DIRECTIONS: Quote all of the data that follows exactly as written, skipping the images.

DATA BLOCK:
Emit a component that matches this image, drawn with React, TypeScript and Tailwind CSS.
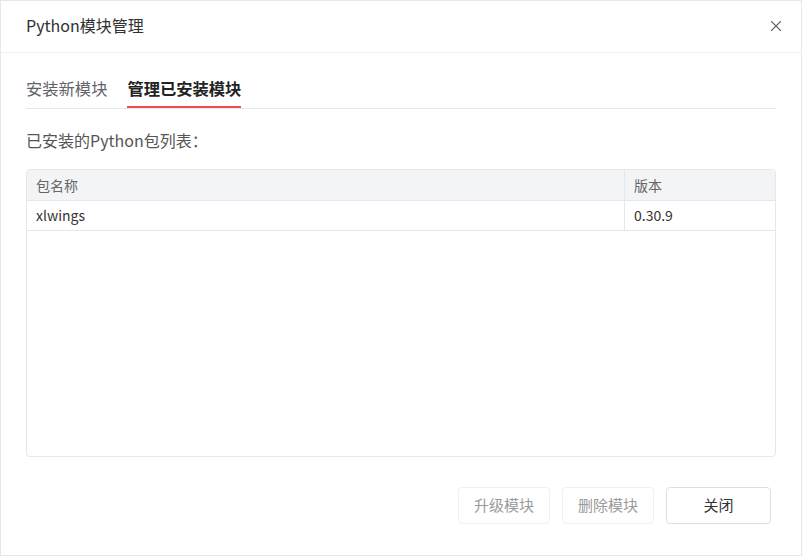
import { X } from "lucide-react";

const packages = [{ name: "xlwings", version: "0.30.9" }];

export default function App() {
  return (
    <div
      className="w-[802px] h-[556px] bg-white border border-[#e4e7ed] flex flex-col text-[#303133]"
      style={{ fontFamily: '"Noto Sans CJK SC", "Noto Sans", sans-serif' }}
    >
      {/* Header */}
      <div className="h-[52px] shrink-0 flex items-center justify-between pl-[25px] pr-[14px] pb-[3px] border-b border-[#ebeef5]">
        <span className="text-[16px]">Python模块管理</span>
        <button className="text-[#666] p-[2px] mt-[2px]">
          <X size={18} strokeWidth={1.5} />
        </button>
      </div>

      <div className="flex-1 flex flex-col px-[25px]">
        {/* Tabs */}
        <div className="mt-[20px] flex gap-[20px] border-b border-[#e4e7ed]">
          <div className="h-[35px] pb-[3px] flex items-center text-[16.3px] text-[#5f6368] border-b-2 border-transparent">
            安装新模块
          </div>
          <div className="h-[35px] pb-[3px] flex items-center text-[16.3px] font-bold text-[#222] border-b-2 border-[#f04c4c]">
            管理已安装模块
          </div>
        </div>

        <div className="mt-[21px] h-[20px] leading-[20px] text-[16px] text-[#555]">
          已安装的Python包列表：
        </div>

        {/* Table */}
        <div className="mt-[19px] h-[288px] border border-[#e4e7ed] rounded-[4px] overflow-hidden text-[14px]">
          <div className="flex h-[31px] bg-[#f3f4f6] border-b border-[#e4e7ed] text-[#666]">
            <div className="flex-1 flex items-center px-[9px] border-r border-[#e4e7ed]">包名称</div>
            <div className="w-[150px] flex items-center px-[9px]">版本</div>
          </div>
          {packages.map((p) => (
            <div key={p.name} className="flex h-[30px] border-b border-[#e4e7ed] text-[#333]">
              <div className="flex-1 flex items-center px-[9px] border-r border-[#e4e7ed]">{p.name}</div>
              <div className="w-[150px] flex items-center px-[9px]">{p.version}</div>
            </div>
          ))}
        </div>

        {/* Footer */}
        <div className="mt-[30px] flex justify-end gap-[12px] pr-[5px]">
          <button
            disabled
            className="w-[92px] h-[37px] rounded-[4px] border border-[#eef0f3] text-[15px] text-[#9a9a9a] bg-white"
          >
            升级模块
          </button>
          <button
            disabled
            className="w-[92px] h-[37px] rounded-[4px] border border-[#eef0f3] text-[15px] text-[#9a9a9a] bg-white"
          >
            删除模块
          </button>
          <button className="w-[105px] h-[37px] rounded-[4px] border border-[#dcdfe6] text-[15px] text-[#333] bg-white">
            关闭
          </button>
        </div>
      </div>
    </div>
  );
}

RESULT:
Emit a component that matches this image, drawn with React, TypeScript and Tailwind CSS.
import { X } from "lucide-react";

const packages = [{ name: "xlwings", version: "0.30.9" }];

export default function App() {
  return (
    <div
      className="w-[802px] h-[556px] bg-white border border-[#e4e7ed] flex flex-col text-[#303133]"
      style={{ fontFamily: '"Noto Sans CJK SC", "Noto Sans", sans-serif' }}
    >
      {/* Header */}
      <div className="h-[52px] shrink-0 flex items-center justify-between pl-[25px] pr-[14px] pb-[3px] border-b border-[#ebeef5]">
        <span className="text-[16px]">Python模块管理</span>
        <button className="text-[#666] p-[2px] mt-[2px]">
          <X size={18} strokeWidth={1.5} />
        </button>
      </div>

      <div className="flex-1 flex flex-col px-[25px]">
        {/* Tabs */}
        <div className="mt-[20px] flex gap-[20px] border-b border-[#e4e7ed]">
          <div className="h-[35px] pb-[3px] flex items-center text-[16.3px] text-[#5f6368] border-b-2 border-transparent">
            安装新模块
          </div>
          <div className="h-[35px] pb-[3px] flex items-center text-[16.3px] font-bold text-[#222] border-b-2 border-[#f04c4c]">
            管理已安装模块
          </div>
        </div>

        <div className="mt-[21px] h-[20px] leading-[20px] text-[16px] text-[#555]">
          已安装的Python包列表：
        </div>

        {/* Table */}
        <div className="mt-[19px] h-[288px] border border-[#e4e7ed] rounded-[4px] overflow-hidden text-[14px]">
          <div className="flex h-[31px] bg-[#f3f4f6] border-b border-[#e4e7ed] text-[#666]">
            <div className="flex-1 flex items-center px-[9px] border-r border-[#e4e7ed]">包名称</div>
            <div className="w-[150px] flex items-center px-[9px]">版本</div>
          </div>
          {packages.map((p) => (
            <div key={p.name} className="flex h-[30px] border-b border-[#e4e7ed] text-[#333]">
              <div className="flex-1 flex items-center px-[9px] border-r border-[#e4e7ed]">{p.name}</div>
              <div className="w-[150px] flex items-center px-[9px]">{p.version}</div>
            </div>
          ))}
        </div>

        {/* Footer */}
        <div className="mt-[30px] flex justify-end gap-[12px] pr-[5px]">
          <button
            disabled
            className="w-[92px] h-[37px] rounded-[4px] border border-[#eef0f3] text-[15px] text-[#9a9a9a] bg-white"
          >
            升级模块
          </button>
          <button
            disabled
            className="w-[92px] h-[37px] rounded-[4px] border border-[#eef0f3] text-[15px] text-[#9a9a9a] bg-white"
          >
            删除模块
          </button>
          <button className="w-[105px] h-[37px] rounded-[4px] border border-[#dcdfe6] text-[15px] text-[#333] bg-white">
            关闭
          </button>
        </div>
      </div>
    </div>
  );
}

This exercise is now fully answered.